Find the lines holding the string "Write" in the data, then copy all of them.

DATASET ROWS.
+ + +
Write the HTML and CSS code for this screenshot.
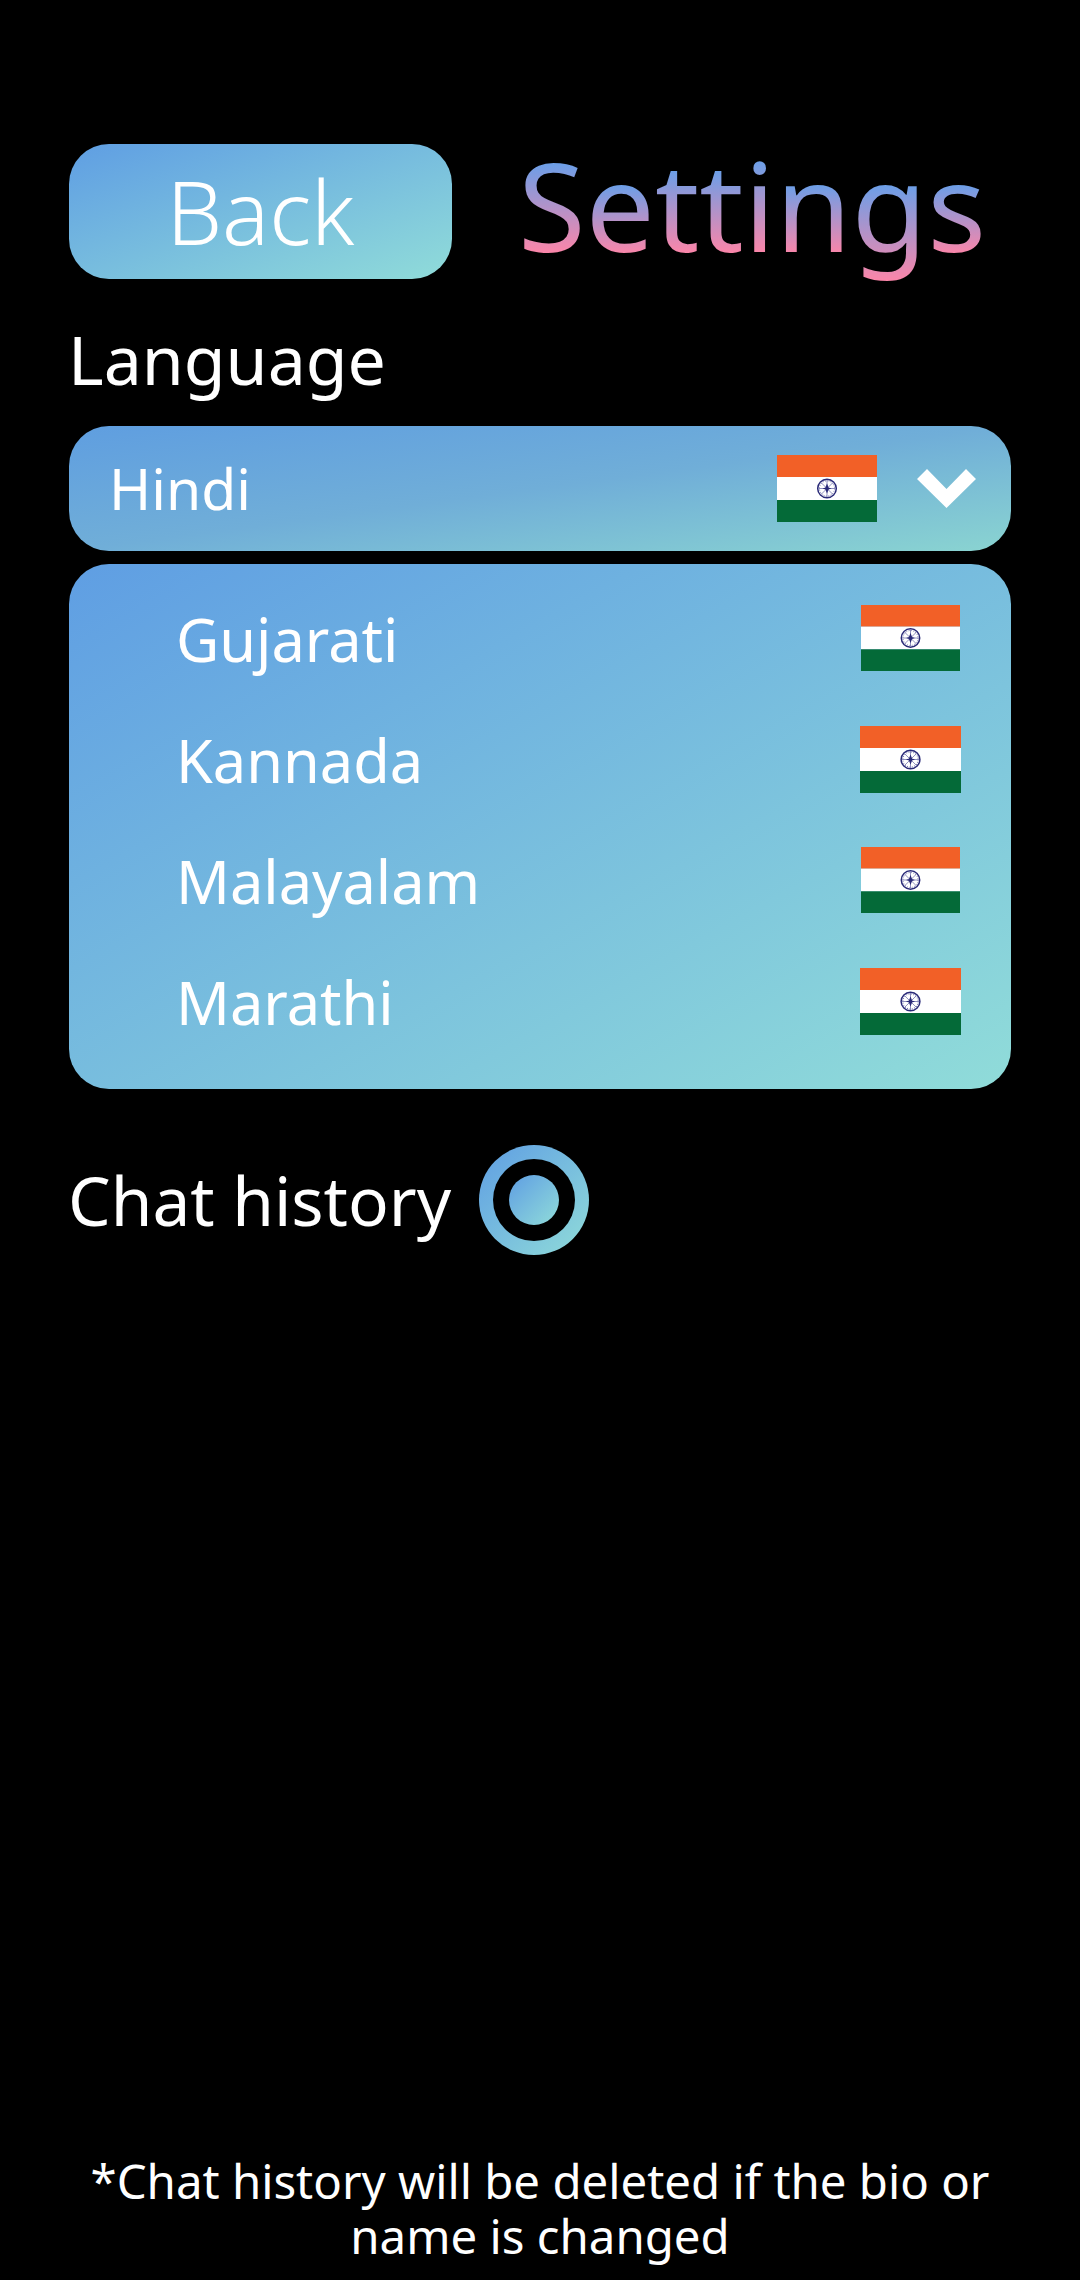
+ + +
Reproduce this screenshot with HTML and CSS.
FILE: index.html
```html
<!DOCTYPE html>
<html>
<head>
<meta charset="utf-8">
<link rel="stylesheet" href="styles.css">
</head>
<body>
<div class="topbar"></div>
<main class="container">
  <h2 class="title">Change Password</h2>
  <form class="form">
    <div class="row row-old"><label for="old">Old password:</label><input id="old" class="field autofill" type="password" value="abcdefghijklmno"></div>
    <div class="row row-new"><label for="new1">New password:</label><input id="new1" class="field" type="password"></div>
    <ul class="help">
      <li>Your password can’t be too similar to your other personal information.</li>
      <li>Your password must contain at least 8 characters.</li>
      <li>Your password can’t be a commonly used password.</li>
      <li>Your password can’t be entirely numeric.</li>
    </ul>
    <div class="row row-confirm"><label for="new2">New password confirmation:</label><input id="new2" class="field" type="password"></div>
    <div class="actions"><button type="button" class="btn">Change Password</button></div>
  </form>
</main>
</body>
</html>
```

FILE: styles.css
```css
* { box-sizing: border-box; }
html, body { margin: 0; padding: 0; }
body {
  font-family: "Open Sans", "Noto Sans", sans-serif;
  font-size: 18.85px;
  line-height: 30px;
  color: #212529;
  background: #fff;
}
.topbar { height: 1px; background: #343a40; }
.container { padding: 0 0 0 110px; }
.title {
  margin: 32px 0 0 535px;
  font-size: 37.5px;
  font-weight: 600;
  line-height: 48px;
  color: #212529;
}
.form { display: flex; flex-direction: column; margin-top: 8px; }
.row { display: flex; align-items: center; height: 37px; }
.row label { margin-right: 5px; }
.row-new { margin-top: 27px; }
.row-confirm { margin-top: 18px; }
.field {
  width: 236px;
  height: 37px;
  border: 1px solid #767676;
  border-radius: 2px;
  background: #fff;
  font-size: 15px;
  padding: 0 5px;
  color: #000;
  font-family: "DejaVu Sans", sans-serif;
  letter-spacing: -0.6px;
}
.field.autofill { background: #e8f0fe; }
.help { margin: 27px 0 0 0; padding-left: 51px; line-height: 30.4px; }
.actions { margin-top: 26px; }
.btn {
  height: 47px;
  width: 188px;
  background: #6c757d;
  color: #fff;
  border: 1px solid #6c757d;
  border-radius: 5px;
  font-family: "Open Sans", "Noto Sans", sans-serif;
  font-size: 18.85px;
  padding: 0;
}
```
+ + +
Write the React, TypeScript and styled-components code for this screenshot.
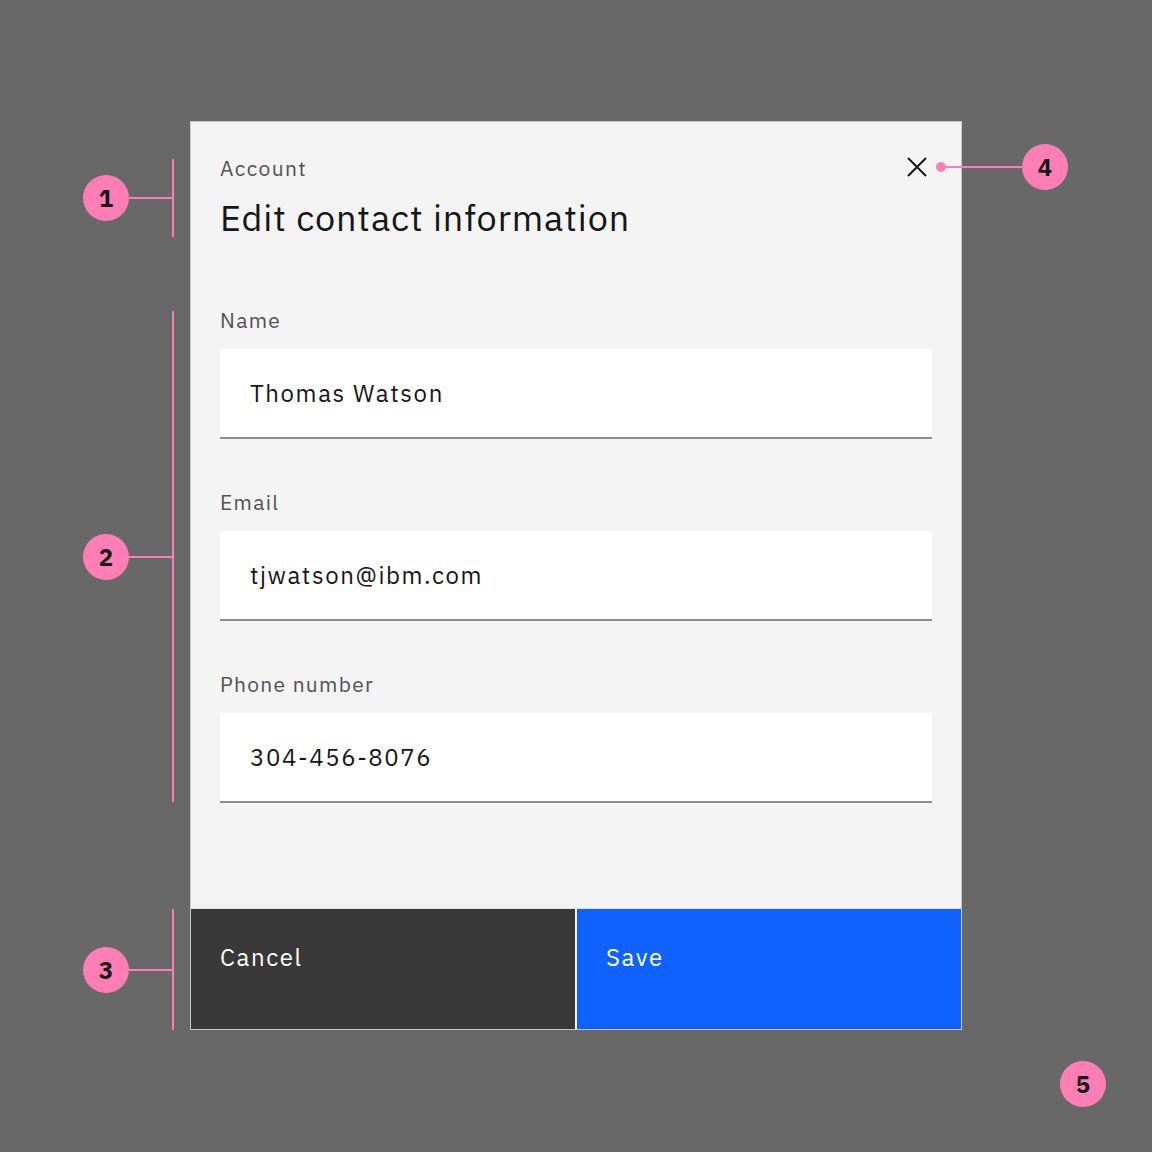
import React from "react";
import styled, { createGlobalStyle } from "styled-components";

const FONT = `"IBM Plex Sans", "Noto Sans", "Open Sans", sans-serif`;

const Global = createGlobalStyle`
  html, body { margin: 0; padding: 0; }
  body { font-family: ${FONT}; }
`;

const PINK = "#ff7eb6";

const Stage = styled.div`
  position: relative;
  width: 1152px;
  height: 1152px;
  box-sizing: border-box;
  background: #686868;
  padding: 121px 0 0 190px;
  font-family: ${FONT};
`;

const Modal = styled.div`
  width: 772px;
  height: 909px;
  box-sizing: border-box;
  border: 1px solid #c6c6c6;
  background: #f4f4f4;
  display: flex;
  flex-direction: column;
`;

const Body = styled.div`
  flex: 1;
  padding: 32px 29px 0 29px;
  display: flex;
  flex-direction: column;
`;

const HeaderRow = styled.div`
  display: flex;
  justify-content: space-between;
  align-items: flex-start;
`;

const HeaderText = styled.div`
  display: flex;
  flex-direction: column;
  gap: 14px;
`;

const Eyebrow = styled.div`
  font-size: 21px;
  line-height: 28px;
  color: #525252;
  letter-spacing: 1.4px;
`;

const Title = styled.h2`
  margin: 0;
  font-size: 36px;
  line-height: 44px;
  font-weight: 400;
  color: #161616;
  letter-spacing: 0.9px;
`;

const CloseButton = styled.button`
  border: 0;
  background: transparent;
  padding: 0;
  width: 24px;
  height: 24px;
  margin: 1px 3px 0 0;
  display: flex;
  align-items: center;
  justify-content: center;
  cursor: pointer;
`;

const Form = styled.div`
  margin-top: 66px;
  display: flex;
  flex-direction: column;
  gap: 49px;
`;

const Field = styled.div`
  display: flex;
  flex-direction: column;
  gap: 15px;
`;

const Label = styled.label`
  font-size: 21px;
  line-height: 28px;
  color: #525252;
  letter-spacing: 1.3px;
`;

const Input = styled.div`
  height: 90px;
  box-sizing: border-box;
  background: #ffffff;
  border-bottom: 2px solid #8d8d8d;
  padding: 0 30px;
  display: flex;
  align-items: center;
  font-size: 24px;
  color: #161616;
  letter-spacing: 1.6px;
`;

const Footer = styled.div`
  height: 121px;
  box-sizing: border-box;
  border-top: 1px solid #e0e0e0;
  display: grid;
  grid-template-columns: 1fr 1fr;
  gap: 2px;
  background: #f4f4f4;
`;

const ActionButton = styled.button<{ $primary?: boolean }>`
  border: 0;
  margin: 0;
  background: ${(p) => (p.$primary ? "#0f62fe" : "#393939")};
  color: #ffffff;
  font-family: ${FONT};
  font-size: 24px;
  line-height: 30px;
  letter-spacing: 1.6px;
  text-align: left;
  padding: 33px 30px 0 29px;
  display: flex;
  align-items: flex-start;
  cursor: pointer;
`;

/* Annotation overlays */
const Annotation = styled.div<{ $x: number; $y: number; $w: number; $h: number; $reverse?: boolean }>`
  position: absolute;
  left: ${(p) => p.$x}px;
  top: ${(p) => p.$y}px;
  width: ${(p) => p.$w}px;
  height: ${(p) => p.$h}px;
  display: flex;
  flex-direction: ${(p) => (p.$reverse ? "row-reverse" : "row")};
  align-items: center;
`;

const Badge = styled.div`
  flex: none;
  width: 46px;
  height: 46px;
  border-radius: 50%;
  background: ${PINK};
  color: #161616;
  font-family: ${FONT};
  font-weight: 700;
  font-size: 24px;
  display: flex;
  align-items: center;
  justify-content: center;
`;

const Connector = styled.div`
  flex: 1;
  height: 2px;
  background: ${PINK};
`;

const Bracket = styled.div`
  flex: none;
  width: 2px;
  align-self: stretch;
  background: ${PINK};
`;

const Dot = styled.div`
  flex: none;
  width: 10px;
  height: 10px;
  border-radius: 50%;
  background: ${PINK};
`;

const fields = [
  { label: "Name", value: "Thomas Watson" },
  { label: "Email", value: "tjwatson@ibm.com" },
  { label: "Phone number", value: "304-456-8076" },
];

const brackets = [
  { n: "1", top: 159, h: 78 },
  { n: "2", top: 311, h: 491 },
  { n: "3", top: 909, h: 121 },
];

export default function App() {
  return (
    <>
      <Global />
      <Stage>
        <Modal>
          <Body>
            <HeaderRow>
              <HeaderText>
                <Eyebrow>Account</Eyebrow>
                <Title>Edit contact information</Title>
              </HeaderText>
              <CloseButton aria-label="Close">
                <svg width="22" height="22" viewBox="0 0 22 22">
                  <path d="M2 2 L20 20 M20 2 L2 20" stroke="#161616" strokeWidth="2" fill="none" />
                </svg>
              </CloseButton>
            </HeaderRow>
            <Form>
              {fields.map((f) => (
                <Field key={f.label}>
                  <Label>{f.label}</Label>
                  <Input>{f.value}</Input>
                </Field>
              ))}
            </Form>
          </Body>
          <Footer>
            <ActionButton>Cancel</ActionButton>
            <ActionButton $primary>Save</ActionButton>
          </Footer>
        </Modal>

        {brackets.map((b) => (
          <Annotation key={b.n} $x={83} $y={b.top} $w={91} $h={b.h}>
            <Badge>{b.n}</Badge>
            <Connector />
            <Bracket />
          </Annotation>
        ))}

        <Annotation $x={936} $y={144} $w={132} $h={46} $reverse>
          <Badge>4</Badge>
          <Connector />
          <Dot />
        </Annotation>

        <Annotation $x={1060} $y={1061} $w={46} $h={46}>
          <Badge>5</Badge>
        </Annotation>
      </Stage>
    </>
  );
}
+ + +
COMPLETED TASK.
Write the HTML and CSS code for this screenshot.
Write the React, TypeScript and styled-components code for this screenshot.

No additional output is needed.